Ummu Salamah binti Abu Umayyah
Setelah menikahi Saudah dan Zainab, Rasulullah kembali mendapat
perintah Allah SWT agar menikahi puteri dari bibinya yang pandai
mengajar dan juga pandai berpidato. Ummu Salamah binti Abu Umayyah,
seorang janda berusia 62 tahun. Setelah menikah dengan Rasulullah SAW,
Ummu Salamah kelak banyak membantu Nabi dalam medan dakwah dan
pendidikan bagi kaum perempuan.
Ummu Habibah Ramlah binti Abu Sufyan
Dalam pengembangan dakwah Islam yang masih sangat terbatas, umat
Islam mendapat cobaan ketika salah seorang darinya, Ubaidillah bin
Jahsy, murtad dan menjadi seorang Nasrani. Secara syar’i, murtadnya
Ubaidillah ini menyebabkan haram dan putusnya ikatan suami-isteri dengan
Ummu Habibah Ramlah binti Abu Sufyan. Untuk menyelamatkan akidah janda
berusia 47 tahun ini, Rasulullah mengambil langkah cepat dengan menikahi
Ummu Habibah. Kelak langkah Rasulullah SAW ini terbukti tepat dengan
aktifnya Ummu Habibah di dalam menunjang dakwah Islam.
Juwairiyyah binti Al-Harits al-Khuzaiyyah
Juwairiyyah adalah seorang janda berusia 65 tahun dengan 17 anak.
Perempuan ini merupakan budak dan tawanan perang yang dibebaskan
Rasulullah.
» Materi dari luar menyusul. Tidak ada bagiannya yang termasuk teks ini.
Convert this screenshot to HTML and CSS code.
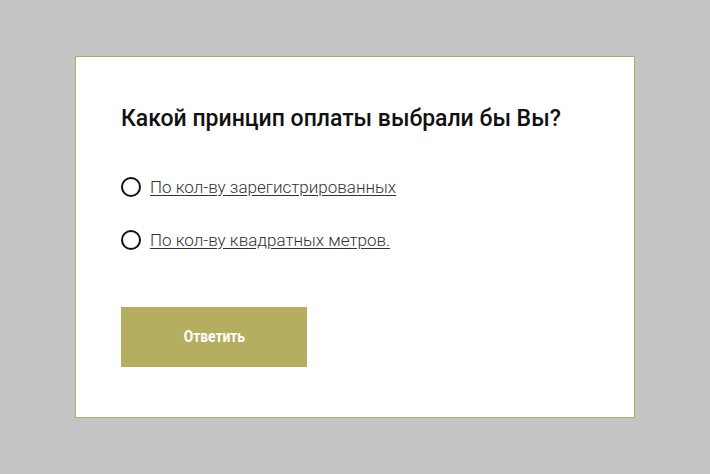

Setelah dibebaskan Rasulullah SAW, Juwairiyyah dengan ke-17
orang anaknya tentu akan kebingungan karena dia sama sekali tidak
memiliki seorang kerabat pun. Allah SWT memerintahkan Nabi SAW agar
menikahi perempuan ini sebagai petunjuk agar manusia mau membebaskan
budak dan memerdekakannya dari perbudakan dan penghambaan kepada selain
Allah SWT.
Shafiyyah binti Hayyi Akhtab
Setahun setelahnya, saat berusia 58 tahun, Rasulullah kembali
menikahi Shafiyah binti Hayyi Akhtab, seorang janda dua kali berusia 53
tahun dan memiliki 10 orang anak dari pernikahan sebelumnya. Shafiyyah
merupakan seorang perempuan Muslimah dari kabilah Yahudi Bani Nadhir.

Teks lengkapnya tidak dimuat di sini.